## Instructions for the task
Return the lines below that carry the word "index".

## Source material

+++++

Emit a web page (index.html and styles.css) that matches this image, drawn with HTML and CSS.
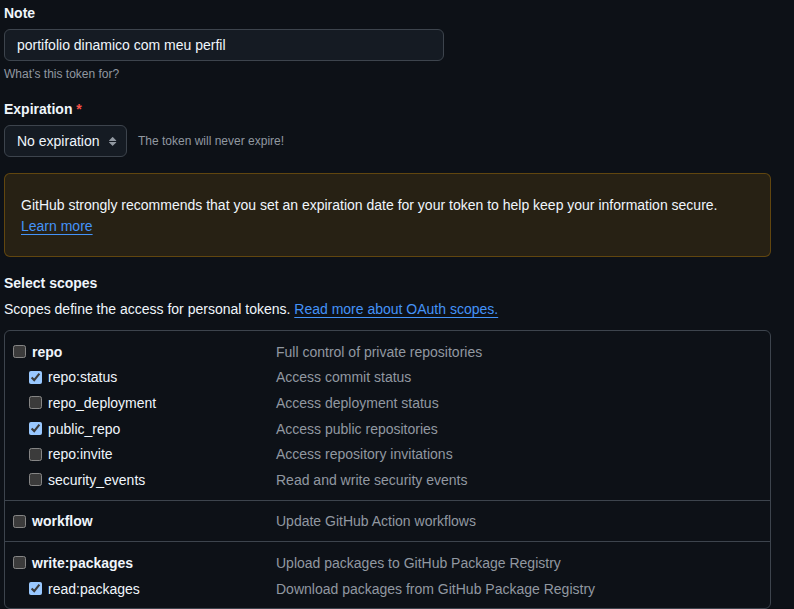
FILE: index.html
```html
<!DOCTYPE html>
<html lang="en">
<head>
<meta charset="utf-8">
<title>New personal access token</title>
<link rel="stylesheet" href="styles.css">
</head>
<body>
<div class="page">
  <div class="field">
    <label class="label" for="note">Note</label>
    <div class="input">portifolio dinamico com meu perfil</div>
    <p class="hint">What’s this token for?</p>
  </div>

  <div class="field field-exp">
    <div class="label">Expiration <span class="req">*</span></div>
    <div class="exp-row">
      <div class="select">
        <span>No expiration</span>
        <svg class="select-arrow" width="16" height="16" viewBox="0 0 16 16"><path fill="#9198a1" d="m4.074 9.427 3.396 3.396a.25.25 0 0 0 .354 0l3.396-3.396A.25.25 0 0 0 11.043 9H4.251a.25.25 0 0 0-.177.427ZM4.074 7.47 7.470 4.073a.25.25 0 0 1 .354 0L11.22 7.470a.25.25 0 0 1-.177.426H4.251a.25.25 0 0 1-.177-.426Z"/></svg>
      </div>
      <span class="exp-note">The token will never expire!</span>
    </div>
  </div>

  <div class="flash">
    <p>GitHub strongly recommends that you set an expiration date for your token to help keep your information secure.</p>
    <a class="link" href="#">Learn more</a>
  </div>

  <h3 class="section-title">Select scopes</h3>
  <p class="section-desc">Scopes define the access for personal tokens. <a class="link" href="#">Read more about OAuth scopes.</a></p>

  <div class="scopes">
    <div class="group">
      <label class="row top"><span class="name"><input type="checkbox"><b>repo</b></span><span class="desc">Full control of private repositories</span></label>
      <label class="row sub"><span class="name"><input type="checkbox" checked><span>repo:status</span></span><span class="desc">Access commit status</span></label>
      <label class="row sub"><span class="name"><input type="checkbox"><span>repo_deployment</span></span><span class="desc">Access deployment status</span></label>
      <label class="row sub"><span class="name"><input type="checkbox" checked><span>public_repo</span></span><span class="desc">Access public repositories</span></label>
      <label class="row sub"><span class="name"><input type="checkbox"><span>repo:invite</span></span><span class="desc">Access repository invitations</span></label>
      <label class="row sub"><span class="name"><input type="checkbox"><span>security_events</span></span><span class="desc">Read and write security events</span></label>
    </div>
    <div class="group">
      <label class="row top"><span class="name"><input type="checkbox"><b>workflow</b></span><span class="desc">Update GitHub Action workflows</span></label>
    </div>
    <div class="group">
      <label class="row top"><span class="name"><input type="checkbox"><b>write:packages</b></span><span class="desc">Upload packages to GitHub Package Registry</span></label>
      <label class="row sub"><span class="name"><input type="checkbox" checked><span>read:packages</span></span><span class="desc">Download packages from GitHub Package Registry</span></label>
    </div>
  </div>
</div>
</body>
</html>
```

FILE: styles.css
```css
html, body {
  margin: 0;
  padding: 0;
  background: #0d1117;
  color: #f0f6fc;
  font-family: "Liberation Sans", Arial, sans-serif;
  font-size: 14px;
  color-scheme: dark;
}

.page {
  padding: 3px 23px 0 4px;
}

.label {
  display: block;
  font-weight: 700;
  line-height: 20px;
  margin-bottom: 6px;
}

.req {
  color: #f85149;
}

.input {
  box-sizing: border-box;
  width: 440px;
  height: 32px;
  padding: 0 12px;
  line-height: 30px;
  border: 1px solid #3d444d;
  border-radius: 6px;
  background: #151b23;
  color: #f0f6fc;
}

.hint {
  margin: 4px 0 0;
  font-size: 12px;
  line-height: 18px;
  color: #9198a1;
}

.field-exp {
  margin-top: 16px;
}

.exp-row {
  display: flex;
  align-items: center;
  gap: 11px;
}

.select {
  box-sizing: border-box;
  width: 123px;
  height: 32px;
  display: flex;
  align-items: center;
  justify-content: space-between;
  padding: 0 5px 0 12px;
  border: 1px solid #3d444d;
  border-radius: 6px;
  background: #151b23;
}

.exp-note {
  font-size: 12px;
  color: #9198a1;
}

.flash {
  margin-top: 16px;
  padding: 21px 16px 19px;
  border: 1px solid rgba(187, 128, 9, 0.4);
  border-radius: 6px;
  background: rgba(187, 128, 9, 0.15);
  line-height: 21px;
}

.flash p {
  margin: 0;
}

.link {
  color: #4493f8;
  text-decoration: underline;
  text-underline-offset: 3px;
}

.section-title {
  margin: 16px 0 0;
  font-size: 14px;
  font-weight: 700;
  line-height: 21px;
}

.section-desc {
  margin: 5px 0 0;
  line-height: 21px;
}

.scopes {
  margin-top: 10px;
  border: 1px solid #3d444d;
  border-radius: 6px;
}

.group {
  padding: 8px 0 7px 8px;
}

.group + .group {
  border-top: 1px solid #3d444d;
}

.row {
  display: grid;
  grid-template-columns: 263px 1fr;
  align-items: center;
  height: 25.6px;
}

.name {
  display: flex;
  align-items: center;
  gap: 6px;
}

.sub .name {
  padding-left: 16px;
}

.name input {
  width: 13px;
  height: 13px;
  margin: 0;
}

.desc {
  color: #9198a1;
}
```
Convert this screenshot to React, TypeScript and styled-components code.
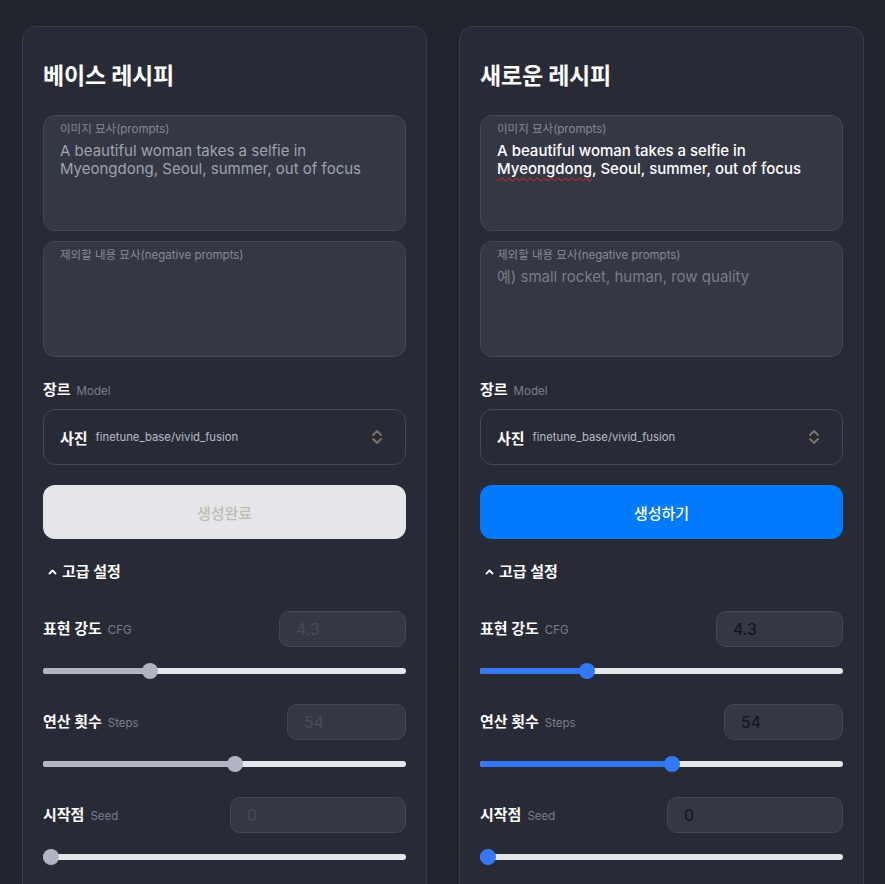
import React from "react";
import styled, { createGlobalStyle } from "styled-components";

const GlobalStyle = createGlobalStyle`
  html, body {
    margin: 0;
    padding: 0;
    background: #21242c;
  }
  body {
    font-family: Inter, "Noto Sans CJK KR", sans-serif;
    color: #f2f3f5;
  }
`;

const Page = styled.div`
  display: grid;
  grid-template-columns: 1fr 1fr;
  gap: 32px;
  padding: 26px 21px 0 22px;
  box-sizing: border-box;
  overflow: hidden;
  height: 884px;
`;

const Card = styled.section`
  background: #282b36;
  border: 1px solid #3a3d49;
  border-radius: 14px;
  padding: 34px 20px 40px;
  display: flex;
  flex-direction: column;
`;

const Title = styled.h2`
  margin: 0;
  font-size: 23px;
  line-height: 30px;
  font-weight: 700;
  color: #ffffff;
  letter-spacing: -0.2px;
`;

const PromptBox = styled.div<{ $first?: boolean }>`
  margin-top: ${(p) => (p.$first ? "24px" : "10px")};
  height: 116px;
  box-sizing: border-box;
  background: #343744;
  border: 1px solid #444754;
  border-radius: 12px;
  padding: 6px 16px;
  display: flex;
  flex-direction: column;
  gap: 6px;
`;

const PromptLabel = styled.span`
  font-size: 11.5px;
  line-height: 14px;
  color: #878a96;
`;

const PromptText = styled.div<{ $tone: "disabled" | "active" | "placeholder" }>`
  font-size: 15px;
  line-height: 18px;
  color: ${(p) =>
    p.$tone === "active" ? "#ffffff" : p.$tone === "disabled" ? "#a0a3ad" : "#7b7e8a"};
  font-weight: ${(p) => (p.$tone === "active" ? 500 : 400)};
`;

const Misspelled = styled.span`
  text-decoration: underline wavy #f0222a;
  text-decoration-thickness: 1.2px;
  text-underline-offset: 3px;
`;

const FieldLabel = styled.div<{ $top: number }>`
  margin-top: ${(p) => p.$top}px;
  display: flex;
  align-items: baseline;
  gap: 6px;
  line-height: 20px;
  white-space: nowrap;
`;

const LabelMain = styled.span`
  font-size: 15px;
  font-weight: 700;
  color: #ffffff;
`;

const LabelSub = styled.span`
  font-size: 11.5px;
  color: #7b7f8b;
`;

const Select = styled.div`
  margin-top: 8px;
  height: 56px;
  box-sizing: border-box;
  border: 1px solid #464955;
  border-radius: 12px;
  padding: 0 22px 0 16px;
  display: flex;
  align-items: center;
  gap: 8px;
`;

const SelectGenre = styled.span`
  font-size: 15px;
  font-weight: 700;
  color: #ffffff;
`;

const SelectModel = styled.span`
  flex: 1;
  font-size: 11.3px;
  color: #b9bcc5;
`;

const GenerateButton = styled.button<{ $done?: boolean }>`
  margin-top: 20px;
  height: 54px;
  border: none;
  border-radius: 12px;
  font-family: inherit;
  font-size: 15px;
  font-weight: 500;
  background: ${(p) => (p.$done ? "#e5e6ea" : "#007aff")};
  color: ${(p) => (p.$done ? "#c0bcb4" : "#ffffff")};
  cursor: ${(p) => (p.$done ? "default" : "pointer")};
`;

const AdvancedToggle = styled.div`
  margin-top: 23px;
  padding-left: 5px;
  display: flex;
  align-items: center;
  gap: 5px;
  font-size: 15px;
  font-weight: 700;
  line-height: 20px;
  color: #ffffff;
`;

const ParamRow = styled.div<{ $first?: boolean }>`
  margin-top: ${(p) => (p.$first ? "29px" : "23px")};
  display: flex;
  align-items: center;
  justify-content: space-between;
`;

const NumberInput = styled.input<{ $w: number }>`
  width: ${(p) => p.$w}px;
  height: 36px;
  box-sizing: border-box;
  background: #343744;
  border: 1px solid #444754;
  border-radius: 10px;
  padding: 0 16px;
  font-family: inherit;
  font-size: 16px;
  color: #121318;
  outline: none;
  &:disabled {
    color: #4a4d58;
    opacity: 1;
  }
`;

const SliderTrack = styled.div`
  margin-top: 14px;
  height: 20px;
  position: relative;
  display: flex;
  align-items: center;
`;

const SliderRail = styled.div`
  width: 100%;
  height: 6px;
  border-radius: 3px;
  background: #e6e7eb;
`;

const SliderFill = styled.div<{ $active: boolean }>`
  position: absolute;
  left: 0;
  top: 7px;
  height: 6px;
  border-radius: 3px;
  background: ${(p) => (p.$active ? "#3478f6" : "#b1b5c3")};
`;

const SliderThumb = styled.div<{ $active: boolean }>`
  position: absolute;
  top: 2px;
  width: 16px;
  height: 16px;
  margin-left: -8px;
  border-radius: 50%;
  background: ${(p) => (p.$active ? "#3478f6" : "#b1b5c3")};
`;

function Chevrons() {
  return (
    <svg width="12" height="18" viewBox="0 0 12 18" fill="none">
      <polyline points="2,7 6,3 10,7" stroke="#7d7467" strokeWidth="1.8" strokeLinecap="round" strokeLinejoin="round" />
      <polyline points="2,11 6,15 10,11" stroke="#7d7467" strokeWidth="1.8" strokeLinecap="round" strokeLinejoin="round" />
    </svg>
  );
}

function CaretUp() {
  return (
    <svg width="9" height="8" viewBox="0 0 9 8" fill="none">
      <polyline points="1.5,5.5 4.5,2.5 7.5,5.5" stroke="#ffffff" strokeWidth="1.8" strokeLinecap="round" strokeLinejoin="round" />
    </svg>
  );
}

function Slider({ pct, active }: { pct: number; active: boolean }) {
  const center = `calc(8px + (100% - 16px) * ${pct})`;
  return (
    <SliderTrack>
      <SliderRail />
      <SliderFill $active={active} style={{ width: center }} />
      <SliderThumb $active={active} style={{ left: center }} />
    </SliderTrack>
  );
}

const params = [
  { name: "표현 강도", sub: "CFG", value: "4.3", width: 127, pct: 0.285 },
  { name: "연산 횟수", sub: "Steps", value: "54", width: 119, pct: 0.53 },
  { name: "시작점", sub: "Seed", value: "0", width: 176, pct: 0 },
];

function RecipeCard({ title, active }: { title: string; active: boolean }) {
  return (
    <Card>
      <Title>{title}</Title>
      <PromptBox $first>
        <PromptLabel>이미지 묘사(prompts)</PromptLabel>
        <PromptText $tone={active ? "active" : "disabled"}>
          A beautiful woman takes a selfie in{" "}
          {active ? <Misspelled>Myeongdong</Misspelled> : "Myeongdong"}, Seoul, summer, out of focus
        </PromptText>
      </PromptBox>
      <PromptBox>
        <PromptLabel>제외할 내용 묘사(negative prompts)</PromptLabel>
        {active && <PromptText $tone="placeholder">예) small rocket, human, row quality</PromptText>}
      </PromptBox>
      <FieldLabel $top={23}>
        <LabelMain>장르</LabelMain>
        <LabelSub>Model</LabelSub>
      </FieldLabel>
      <Select>
        <SelectGenre>사진</SelectGenre>
        <SelectModel>finetune_base/vivid_fusion</SelectModel>
        <Chevrons />
      </Select>
      <GenerateButton $done={!active}>{active ? "생성하기" : "생성완료"}</GenerateButton>
      <AdvancedToggle>
        <CaretUp />
        고급 설정
      </AdvancedToggle>
      {params.map((p, i) => (
        <React.Fragment key={p.sub}>
          <ParamRow $first={i === 0}>
            <FieldLabel $top={0}>
              <LabelMain>{p.name}</LabelMain>
              <LabelSub>{p.sub}</LabelSub>
            </FieldLabel>
            <NumberInput $w={p.width} defaultValue={p.value} disabled={!active} readOnly />
          </ParamRow>
          <Slider pct={p.pct} active={active} />
        </React.Fragment>
      ))}
    </Card>
  );
}

export default function App() {
  return (
    <>
      <GlobalStyle />
      <Page>
        <RecipeCard title="베이스 레시피" active={false} />
        <RecipeCard title="새로운 레시피" active />
      </Page>
    </>
  );
}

+++++

## The output
Emit a web page (index.html and styles.css) that matches this image, drawn with HTML and CSS.
FILE: index.html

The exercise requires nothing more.